→ **Material provided**

START

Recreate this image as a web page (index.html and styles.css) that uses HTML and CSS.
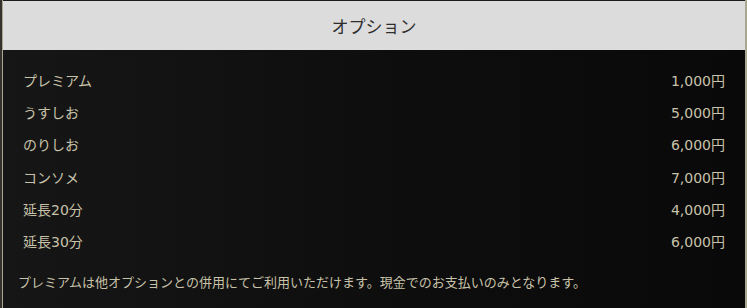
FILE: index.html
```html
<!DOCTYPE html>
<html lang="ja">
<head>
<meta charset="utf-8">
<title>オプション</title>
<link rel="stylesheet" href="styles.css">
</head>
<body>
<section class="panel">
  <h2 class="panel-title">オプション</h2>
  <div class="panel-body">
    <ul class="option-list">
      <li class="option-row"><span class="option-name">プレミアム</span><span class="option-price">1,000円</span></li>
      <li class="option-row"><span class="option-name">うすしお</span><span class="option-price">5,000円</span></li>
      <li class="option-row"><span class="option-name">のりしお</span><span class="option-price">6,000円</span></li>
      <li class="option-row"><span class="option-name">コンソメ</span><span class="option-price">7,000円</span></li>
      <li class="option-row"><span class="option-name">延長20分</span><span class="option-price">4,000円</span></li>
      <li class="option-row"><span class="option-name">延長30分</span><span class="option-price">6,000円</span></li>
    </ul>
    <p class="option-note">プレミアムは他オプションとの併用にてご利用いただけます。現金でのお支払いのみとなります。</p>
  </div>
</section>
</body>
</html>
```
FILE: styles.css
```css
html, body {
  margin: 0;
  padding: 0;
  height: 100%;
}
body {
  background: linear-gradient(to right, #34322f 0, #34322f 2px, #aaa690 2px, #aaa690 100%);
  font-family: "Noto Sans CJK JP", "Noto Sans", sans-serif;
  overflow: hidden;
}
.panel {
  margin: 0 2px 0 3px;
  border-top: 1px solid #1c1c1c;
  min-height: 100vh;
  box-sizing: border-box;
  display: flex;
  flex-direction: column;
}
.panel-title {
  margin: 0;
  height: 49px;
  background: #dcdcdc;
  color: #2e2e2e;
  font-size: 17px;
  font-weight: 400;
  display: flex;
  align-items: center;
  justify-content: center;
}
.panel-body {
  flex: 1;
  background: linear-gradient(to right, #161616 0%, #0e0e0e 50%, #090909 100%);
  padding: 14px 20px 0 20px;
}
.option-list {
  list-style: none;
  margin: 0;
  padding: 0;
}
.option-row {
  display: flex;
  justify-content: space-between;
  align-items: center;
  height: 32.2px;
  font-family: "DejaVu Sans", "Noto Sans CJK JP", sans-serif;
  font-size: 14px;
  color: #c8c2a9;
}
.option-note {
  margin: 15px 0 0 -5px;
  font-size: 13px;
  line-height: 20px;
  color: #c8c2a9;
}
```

END

→ **What you will do**
In the listing, find each line with the string "index" and copy it.

→ **Correct response**
Recreate this image as a web page (index.html and styles.css) that uses HTML and CSS.
FILE: index.html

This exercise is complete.